• _What is required_:
Retype the lines beneath this one, from the first through the line containing "string; value: string;". Pictures are left out.

--- Material provided ---

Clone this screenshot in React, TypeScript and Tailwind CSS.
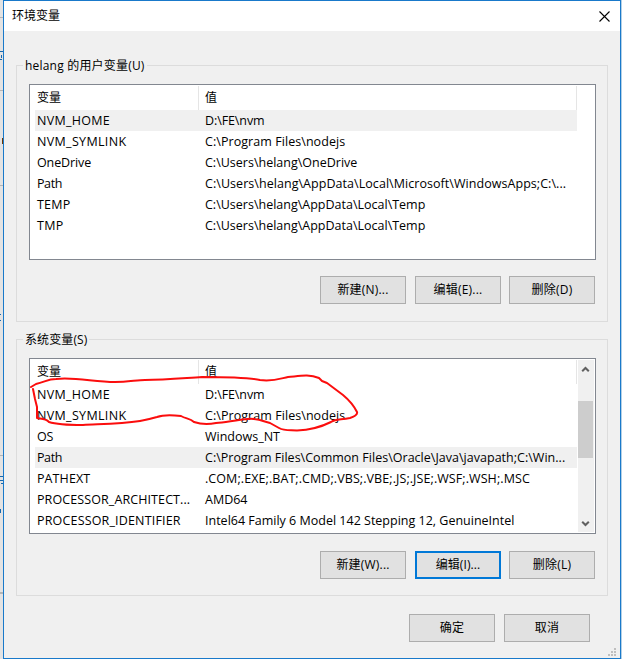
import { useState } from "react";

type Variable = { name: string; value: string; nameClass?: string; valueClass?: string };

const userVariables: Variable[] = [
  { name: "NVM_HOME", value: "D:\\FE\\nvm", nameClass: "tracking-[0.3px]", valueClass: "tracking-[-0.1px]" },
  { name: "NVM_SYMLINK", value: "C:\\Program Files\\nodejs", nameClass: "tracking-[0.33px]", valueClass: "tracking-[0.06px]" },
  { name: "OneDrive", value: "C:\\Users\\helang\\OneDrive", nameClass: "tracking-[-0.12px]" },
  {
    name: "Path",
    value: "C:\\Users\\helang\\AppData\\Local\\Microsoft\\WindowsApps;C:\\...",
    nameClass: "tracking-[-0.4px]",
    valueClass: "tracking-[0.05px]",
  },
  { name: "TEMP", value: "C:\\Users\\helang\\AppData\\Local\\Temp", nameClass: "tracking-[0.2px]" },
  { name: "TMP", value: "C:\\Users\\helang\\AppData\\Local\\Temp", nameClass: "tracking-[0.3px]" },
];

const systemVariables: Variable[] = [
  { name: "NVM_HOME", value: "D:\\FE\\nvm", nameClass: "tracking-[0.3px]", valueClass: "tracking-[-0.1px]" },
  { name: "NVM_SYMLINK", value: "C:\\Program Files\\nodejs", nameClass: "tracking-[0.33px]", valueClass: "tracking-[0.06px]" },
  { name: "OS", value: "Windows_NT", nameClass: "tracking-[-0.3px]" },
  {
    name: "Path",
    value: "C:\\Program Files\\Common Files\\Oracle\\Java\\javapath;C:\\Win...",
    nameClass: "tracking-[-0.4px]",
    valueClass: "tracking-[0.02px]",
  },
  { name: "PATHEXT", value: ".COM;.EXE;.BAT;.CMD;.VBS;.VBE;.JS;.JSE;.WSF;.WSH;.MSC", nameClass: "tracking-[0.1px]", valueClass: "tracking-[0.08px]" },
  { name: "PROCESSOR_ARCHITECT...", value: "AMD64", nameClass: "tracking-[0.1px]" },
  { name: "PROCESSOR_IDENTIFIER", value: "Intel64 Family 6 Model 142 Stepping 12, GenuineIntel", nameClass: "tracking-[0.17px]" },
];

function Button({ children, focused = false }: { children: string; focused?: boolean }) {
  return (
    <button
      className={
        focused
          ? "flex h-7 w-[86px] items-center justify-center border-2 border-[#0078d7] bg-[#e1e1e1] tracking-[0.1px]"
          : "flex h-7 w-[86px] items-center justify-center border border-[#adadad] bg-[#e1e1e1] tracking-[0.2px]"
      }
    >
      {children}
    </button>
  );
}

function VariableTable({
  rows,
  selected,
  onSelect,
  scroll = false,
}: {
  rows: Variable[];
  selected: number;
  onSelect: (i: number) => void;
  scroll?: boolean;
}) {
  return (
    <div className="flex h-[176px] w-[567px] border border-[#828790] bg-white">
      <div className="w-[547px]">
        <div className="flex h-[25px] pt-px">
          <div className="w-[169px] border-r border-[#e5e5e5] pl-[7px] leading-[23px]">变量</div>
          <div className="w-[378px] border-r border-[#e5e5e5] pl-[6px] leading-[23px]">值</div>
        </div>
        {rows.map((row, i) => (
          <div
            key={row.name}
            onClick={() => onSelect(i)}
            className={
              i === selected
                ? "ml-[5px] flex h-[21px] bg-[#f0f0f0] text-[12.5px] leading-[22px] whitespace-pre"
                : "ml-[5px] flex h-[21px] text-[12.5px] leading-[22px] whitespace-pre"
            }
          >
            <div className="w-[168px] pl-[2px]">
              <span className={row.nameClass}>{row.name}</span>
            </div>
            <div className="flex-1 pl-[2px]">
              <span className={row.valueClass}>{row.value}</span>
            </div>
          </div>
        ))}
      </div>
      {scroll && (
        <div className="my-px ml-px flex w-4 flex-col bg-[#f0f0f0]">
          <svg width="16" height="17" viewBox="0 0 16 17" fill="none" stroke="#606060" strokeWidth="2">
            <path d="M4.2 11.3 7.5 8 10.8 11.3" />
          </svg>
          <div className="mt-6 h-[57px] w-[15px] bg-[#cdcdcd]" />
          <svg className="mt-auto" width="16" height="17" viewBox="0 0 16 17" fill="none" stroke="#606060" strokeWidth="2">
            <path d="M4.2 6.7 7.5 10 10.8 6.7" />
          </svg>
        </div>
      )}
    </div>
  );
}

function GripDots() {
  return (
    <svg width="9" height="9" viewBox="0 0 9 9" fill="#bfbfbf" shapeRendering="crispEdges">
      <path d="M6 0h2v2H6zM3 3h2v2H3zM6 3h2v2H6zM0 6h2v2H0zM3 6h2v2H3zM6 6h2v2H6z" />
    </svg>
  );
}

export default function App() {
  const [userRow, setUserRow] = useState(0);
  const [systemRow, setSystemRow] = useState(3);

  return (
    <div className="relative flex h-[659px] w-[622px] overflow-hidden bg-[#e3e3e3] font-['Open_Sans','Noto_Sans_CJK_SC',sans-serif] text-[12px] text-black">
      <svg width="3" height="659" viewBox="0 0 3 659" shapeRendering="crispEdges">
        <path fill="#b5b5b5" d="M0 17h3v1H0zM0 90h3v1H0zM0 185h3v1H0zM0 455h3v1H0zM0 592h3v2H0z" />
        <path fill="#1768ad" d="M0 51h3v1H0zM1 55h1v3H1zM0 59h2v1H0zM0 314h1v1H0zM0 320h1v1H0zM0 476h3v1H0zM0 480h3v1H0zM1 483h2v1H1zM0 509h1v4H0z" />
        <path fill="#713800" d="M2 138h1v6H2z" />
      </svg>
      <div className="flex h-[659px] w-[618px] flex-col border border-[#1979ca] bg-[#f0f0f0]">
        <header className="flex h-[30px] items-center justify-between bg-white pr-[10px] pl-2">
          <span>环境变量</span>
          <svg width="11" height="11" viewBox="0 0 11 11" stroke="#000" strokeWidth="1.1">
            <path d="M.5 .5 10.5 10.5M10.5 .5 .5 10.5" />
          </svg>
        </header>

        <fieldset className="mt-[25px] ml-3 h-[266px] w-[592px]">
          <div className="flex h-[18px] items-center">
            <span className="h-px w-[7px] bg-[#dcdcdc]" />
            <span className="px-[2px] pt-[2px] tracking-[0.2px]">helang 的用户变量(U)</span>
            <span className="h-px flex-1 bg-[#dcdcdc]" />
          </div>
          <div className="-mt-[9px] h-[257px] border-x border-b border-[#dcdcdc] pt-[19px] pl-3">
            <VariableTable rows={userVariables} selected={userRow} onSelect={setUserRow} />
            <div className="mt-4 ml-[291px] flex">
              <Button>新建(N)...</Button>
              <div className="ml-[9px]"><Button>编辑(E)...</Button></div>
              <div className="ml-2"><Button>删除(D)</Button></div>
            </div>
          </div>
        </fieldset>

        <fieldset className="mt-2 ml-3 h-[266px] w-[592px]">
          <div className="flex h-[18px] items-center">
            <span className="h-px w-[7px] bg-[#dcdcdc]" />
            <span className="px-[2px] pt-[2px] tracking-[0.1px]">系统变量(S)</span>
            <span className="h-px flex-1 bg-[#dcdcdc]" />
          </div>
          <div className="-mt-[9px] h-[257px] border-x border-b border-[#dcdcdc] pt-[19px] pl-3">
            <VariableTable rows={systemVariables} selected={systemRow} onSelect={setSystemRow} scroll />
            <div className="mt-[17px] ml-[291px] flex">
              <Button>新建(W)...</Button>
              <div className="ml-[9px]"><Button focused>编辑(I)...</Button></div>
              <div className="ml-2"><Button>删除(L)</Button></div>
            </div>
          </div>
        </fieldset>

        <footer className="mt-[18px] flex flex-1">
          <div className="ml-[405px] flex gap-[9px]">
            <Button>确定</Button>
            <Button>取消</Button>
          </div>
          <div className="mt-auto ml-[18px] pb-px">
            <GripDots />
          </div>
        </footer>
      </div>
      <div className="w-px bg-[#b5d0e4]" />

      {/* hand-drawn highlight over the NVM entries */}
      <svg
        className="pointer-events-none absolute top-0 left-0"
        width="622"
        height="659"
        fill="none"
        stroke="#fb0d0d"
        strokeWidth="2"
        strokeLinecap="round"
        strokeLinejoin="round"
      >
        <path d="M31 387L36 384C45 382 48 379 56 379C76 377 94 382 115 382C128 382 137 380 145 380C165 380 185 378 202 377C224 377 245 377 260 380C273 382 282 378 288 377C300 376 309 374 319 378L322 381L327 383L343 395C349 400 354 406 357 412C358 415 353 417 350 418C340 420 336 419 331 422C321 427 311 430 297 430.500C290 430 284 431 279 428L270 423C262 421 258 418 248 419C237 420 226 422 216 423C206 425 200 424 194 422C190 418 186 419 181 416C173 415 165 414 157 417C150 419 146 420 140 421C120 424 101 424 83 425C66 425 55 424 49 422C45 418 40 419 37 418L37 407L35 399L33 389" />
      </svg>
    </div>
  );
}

---

• _Reply to the task_:
Clone this screenshot in React, TypeScript and Tailwind CSS.
import { useState } from "react";

type Variable = { name: string; value: string; nameClass?: string; valueClass?: string };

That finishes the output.